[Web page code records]
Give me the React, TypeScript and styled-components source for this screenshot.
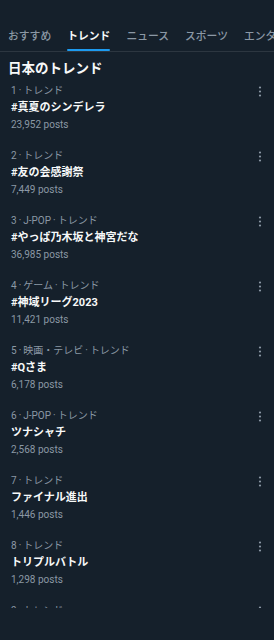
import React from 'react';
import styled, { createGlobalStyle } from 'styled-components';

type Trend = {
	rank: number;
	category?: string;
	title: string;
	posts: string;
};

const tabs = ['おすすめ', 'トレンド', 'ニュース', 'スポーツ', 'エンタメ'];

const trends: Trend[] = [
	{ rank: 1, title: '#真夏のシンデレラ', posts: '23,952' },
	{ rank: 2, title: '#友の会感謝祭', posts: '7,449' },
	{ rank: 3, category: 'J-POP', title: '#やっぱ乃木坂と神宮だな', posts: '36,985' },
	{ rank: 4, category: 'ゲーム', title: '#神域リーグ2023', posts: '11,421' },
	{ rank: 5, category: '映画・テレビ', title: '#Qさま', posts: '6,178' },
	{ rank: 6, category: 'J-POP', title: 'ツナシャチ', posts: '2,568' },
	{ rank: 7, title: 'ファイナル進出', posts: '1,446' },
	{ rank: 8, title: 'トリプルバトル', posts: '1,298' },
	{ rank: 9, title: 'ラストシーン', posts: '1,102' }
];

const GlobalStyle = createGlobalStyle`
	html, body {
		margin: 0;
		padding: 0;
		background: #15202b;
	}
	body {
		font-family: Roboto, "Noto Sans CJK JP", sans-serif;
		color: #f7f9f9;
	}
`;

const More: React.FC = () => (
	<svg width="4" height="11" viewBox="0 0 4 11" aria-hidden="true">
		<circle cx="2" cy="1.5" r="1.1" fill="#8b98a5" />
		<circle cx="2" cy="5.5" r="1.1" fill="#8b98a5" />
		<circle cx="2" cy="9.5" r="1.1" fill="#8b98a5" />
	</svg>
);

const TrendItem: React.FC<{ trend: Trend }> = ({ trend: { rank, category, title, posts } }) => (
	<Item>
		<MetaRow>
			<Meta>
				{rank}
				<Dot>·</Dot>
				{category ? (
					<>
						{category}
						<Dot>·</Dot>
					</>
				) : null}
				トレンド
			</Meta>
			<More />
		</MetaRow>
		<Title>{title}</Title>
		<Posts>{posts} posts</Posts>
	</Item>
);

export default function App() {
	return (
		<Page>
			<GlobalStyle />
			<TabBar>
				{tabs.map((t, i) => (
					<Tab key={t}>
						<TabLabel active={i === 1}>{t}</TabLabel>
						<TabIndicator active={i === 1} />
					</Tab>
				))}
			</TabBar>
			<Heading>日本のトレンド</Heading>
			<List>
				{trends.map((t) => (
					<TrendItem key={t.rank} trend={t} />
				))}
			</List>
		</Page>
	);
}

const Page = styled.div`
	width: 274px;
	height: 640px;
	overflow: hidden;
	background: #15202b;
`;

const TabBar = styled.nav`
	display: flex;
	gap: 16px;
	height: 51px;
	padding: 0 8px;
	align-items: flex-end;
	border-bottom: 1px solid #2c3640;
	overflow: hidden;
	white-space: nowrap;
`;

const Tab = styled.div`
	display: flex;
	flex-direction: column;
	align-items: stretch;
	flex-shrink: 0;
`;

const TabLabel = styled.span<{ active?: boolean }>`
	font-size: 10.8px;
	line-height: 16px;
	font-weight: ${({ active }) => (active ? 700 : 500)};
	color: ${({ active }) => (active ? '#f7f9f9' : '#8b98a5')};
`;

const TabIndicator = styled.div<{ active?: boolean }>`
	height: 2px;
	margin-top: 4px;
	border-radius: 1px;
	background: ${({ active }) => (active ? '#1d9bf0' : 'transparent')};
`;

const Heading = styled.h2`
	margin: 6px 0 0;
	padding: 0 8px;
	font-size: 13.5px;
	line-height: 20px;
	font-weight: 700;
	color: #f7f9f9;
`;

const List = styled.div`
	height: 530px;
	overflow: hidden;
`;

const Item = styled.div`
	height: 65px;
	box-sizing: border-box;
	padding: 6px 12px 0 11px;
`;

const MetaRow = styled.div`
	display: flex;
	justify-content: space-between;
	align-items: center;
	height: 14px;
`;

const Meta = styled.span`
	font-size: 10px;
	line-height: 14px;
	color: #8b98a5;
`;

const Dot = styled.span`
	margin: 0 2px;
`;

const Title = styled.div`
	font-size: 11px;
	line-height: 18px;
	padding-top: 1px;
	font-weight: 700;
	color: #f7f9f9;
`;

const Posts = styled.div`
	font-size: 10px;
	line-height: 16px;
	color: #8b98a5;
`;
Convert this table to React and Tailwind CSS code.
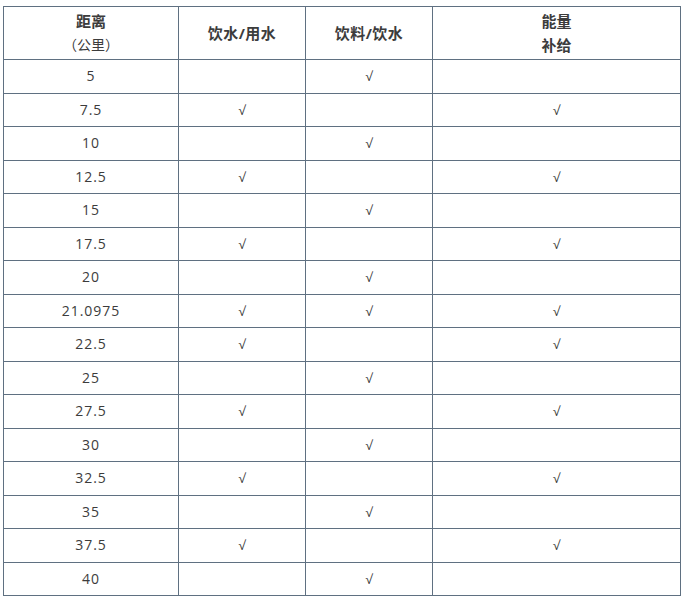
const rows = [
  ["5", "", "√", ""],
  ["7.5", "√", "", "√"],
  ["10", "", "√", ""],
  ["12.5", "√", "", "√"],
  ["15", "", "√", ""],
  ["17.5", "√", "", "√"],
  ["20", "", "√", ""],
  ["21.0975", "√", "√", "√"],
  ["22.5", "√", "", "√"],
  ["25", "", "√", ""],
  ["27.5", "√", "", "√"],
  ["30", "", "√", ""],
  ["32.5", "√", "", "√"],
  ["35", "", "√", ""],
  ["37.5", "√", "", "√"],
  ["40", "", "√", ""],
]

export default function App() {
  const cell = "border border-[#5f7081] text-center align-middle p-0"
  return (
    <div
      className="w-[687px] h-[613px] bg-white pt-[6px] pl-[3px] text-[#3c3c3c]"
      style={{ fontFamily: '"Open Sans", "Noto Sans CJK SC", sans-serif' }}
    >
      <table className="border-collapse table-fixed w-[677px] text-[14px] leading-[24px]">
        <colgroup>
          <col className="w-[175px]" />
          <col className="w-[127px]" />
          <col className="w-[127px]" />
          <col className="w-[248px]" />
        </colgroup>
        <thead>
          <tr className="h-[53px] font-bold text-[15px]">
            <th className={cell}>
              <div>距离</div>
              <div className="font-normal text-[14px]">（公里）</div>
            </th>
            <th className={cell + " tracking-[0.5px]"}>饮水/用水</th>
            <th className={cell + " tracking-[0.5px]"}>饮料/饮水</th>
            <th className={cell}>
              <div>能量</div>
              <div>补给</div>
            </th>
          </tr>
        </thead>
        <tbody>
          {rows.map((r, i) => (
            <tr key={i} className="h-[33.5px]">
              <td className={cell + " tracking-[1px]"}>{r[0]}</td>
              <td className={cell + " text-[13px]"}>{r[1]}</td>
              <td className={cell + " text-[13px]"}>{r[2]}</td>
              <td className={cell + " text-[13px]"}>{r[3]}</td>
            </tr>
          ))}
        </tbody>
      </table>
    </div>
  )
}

[What needs to be done] Retype the whole listing, keeping every line identical and omitting all pictures.

[Correct output]
Give me the React, TypeScript and styled-components source for this screenshot.
import React from 'react';
import styled, { createGlobalStyle } from 'styled-components';

type Trend = {
	rank: number;
	category?: string;
	title: string;
	posts: string;
};

const tabs = ['おすすめ', 'トレンド', 'ニュース', 'スポーツ', 'エンタメ'];

const trends: Trend[] = [
	{ rank: 1, title: '#真夏のシンデレラ', posts: '23,952' },
	{ rank: 2, title: '#友の会感謝祭', posts: '7,449' },
	{ rank: 3, category: 'J-POP', title: '#やっぱ乃木坂と神宮だな', posts: '36,985' },
	{ rank: 4, category: 'ゲーム', title: '#神域リーグ2023', posts: '11,421' },
	{ rank: 5, category: '映画・テレビ', title: '#Qさま', posts: '6,178' },
	{ rank: 6, category: 'J-POP', title: 'ツナシャチ', posts: '2,568' },
	{ rank: 7, title: 'ファイナル進出', posts: '1,446' },
	{ rank: 8, title: 'トリプルバトル', posts: '1,298' },
	{ rank: 9, title: 'ラストシーン', posts: '1,102' }
];

const GlobalStyle = createGlobalStyle`
	html, body {
		margin: 0;
		padding: 0;
		background: #15202b;
	}
	body {
		font-family: Roboto, "Noto Sans CJK JP", sans-serif;
		color: #f7f9f9;
	}
`;

const More: React.FC = () => (
	<svg width="4" height="11" viewBox="0 0 4 11" aria-hidden="true">
		<circle cx="2" cy="1.5" r="1.1" fill="#8b98a5" />
		<circle cx="2" cy="5.5" r="1.1" fill="#8b98a5" />
		<circle cx="2" cy="9.5" r="1.1" fill="#8b98a5" />
	</svg>
);

const TrendItem: React.FC<{ trend: Trend }> = ({ trend: { rank, category, title, posts } }) => (
	<Item>
		<MetaRow>
			<Meta>
				{rank}
				<Dot>·</Dot>
				{category ? (
					<>
						{category}
						<Dot>·</Dot>
					</>
				) : null}
				トレンド
			</Meta>
			<More />
		</MetaRow>
		<Title>{title}</Title>
		<Posts>{posts} posts</Posts>
	</Item>
);

export default function App() {
	return (
		<Page>
			<GlobalStyle />
			<TabBar>
				{tabs.map((t, i) => (
					<Tab key={t}>
						<TabLabel active={i === 1}>{t}</TabLabel>
						<TabIndicator active={i === 1} />
					</Tab>
				))}
			</TabBar>
			<Heading>日本のトレンド</Heading>
			<List>
				{trends.map((t) => (
					<TrendItem key={t.rank} trend={t} />
				))}
			</List>
		</Page>
	);
}

const Page = styled.div`
	width: 274px;
	height: 640px;
	overflow: hidden;
	background: #15202b;
`;

const TabBar = styled.nav`
	display: flex;
	gap: 16px;
	height: 51px;
	padding: 0 8px;
	align-items: flex-end;
	border-bottom: 1px solid #2c3640;
	overflow: hidden;
	white-space: nowrap;
`;

const Tab = styled.div`
	display: flex;
	flex-direction: column;
	align-items: stretch;
	flex-shrink: 0;
`;

const TabLabel = styled.span<{ active?: boolean }>`
	font-size: 10.8px;
	line-height: 16px;
	font-weight: ${({ active }) => (active ? 700 : 500)};
	color: ${({ active }) => (active ? '#f7f9f9' : '#8b98a5')};
`;

const TabIndicator = styled.div<{ active?: boolean }>`
	height: 2px;
	margin-top: 4px;
	border-radius: 1px;
	background: ${({ active }) => (active ? '#1d9bf0' : 'transparent')};
`;

const Heading = styled.h2`
	margin: 6px 0 0;
	padding: 0 8px;
	font-size: 13.5px;
	line-height: 20px;
	font-weight: 700;
	color: #f7f9f9;
`;

const List = styled.div`
	height: 530px;
	overflow: hidden;
`;

const Item = styled.div`
	height: 65px;
	box-sizing: border-box;
	padding: 6px 12px 0 11px;
`;

const MetaRow = styled.div`
	display: flex;
	justify-content: space-between;
	align-items: center;
	height: 14px;
`;

const Meta = styled.span`
	font-size: 10px;
	line-height: 14px;
	color: #8b98a5;
`;

const Dot = styled.span`
	margin: 0 2px;
`;

const Title = styled.div`
	font-size: 11px;
	line-height: 18px;
	padding-top: 1px;
	font-weight: 700;
	color: #f7f9f9;
`;

const Posts = styled.div`
	font-size: 10px;
	line-height: 16px;
	color: #8b98a5;
`;
Convert this table to React and Tailwind CSS code.
const rows = [
  ["5", "", "√", ""],
  ["7.5", "√", "", "√"],
  ["10", "", "√", ""],
  ["12.5", "√", "", "√"],
  ["15", "", "√", ""],
  ["17.5", "√", "", "√"],
  ["20", "", "√", ""],
  ["21.0975", "√", "√", "√"],
  ["22.5", "√", "", "√"],
  ["25", "", "√", ""],
  ["27.5", "√", "", "√"],
  ["30", "", "√", ""],
  ["32.5", "√", "", "√"],
  ["35", "", "√", ""],
  ["37.5", "√", "", "√"],
  ["40", "", "√", ""],
]

export default function App() {
  const cell = "border border-[#5f7081] text-center align-middle p-0"
  return (
    <div
      className="w-[687px] h-[613px] bg-white pt-[6px] pl-[3px] text-[#3c3c3c]"
      style={{ fontFamily: '"Open Sans", "Noto Sans CJK SC", sans-serif' }}
    >
      <table className="border-collapse table-fixed w-[677px] text-[14px] leading-[24px]">
        <colgroup>
          <col className="w-[175px]" />
          <col className="w-[127px]" />
          <col className="w-[127px]" />
          <col className="w-[248px]" />
        </colgroup>
        <thead>
          <tr className="h-[53px] font-bold text-[15px]">
            <th className={cell}>
              <div>距离</div>
              <div className="font-normal text-[14px]">（公里）</div>
            </th>
            <th className={cell + " tracking-[0.5px]"}>饮水/用水</th>
            <th className={cell + " tracking-[0.5px]"}>饮料/饮水</th>
            <th className={cell}>
              <div>能量</div>
              <div>补给</div>
            </th>
          </tr>
        </thead>
        <tbody>
          {rows.map((r, i) => (
            <tr key={i} className="h-[33.5px]">
              <td className={cell + " tracking-[1px]"}>{r[0]}</td>
              <td className={cell + " text-[13px]"}>{r[1]}</td>
              <td className={cell + " text-[13px]"}>{r[2]}</td>
              <td className={cell + " text-[13px]"}>{r[3]}</td>
            </tr>
          ))}
        </tbody>
      </table>
    </div>
  )
}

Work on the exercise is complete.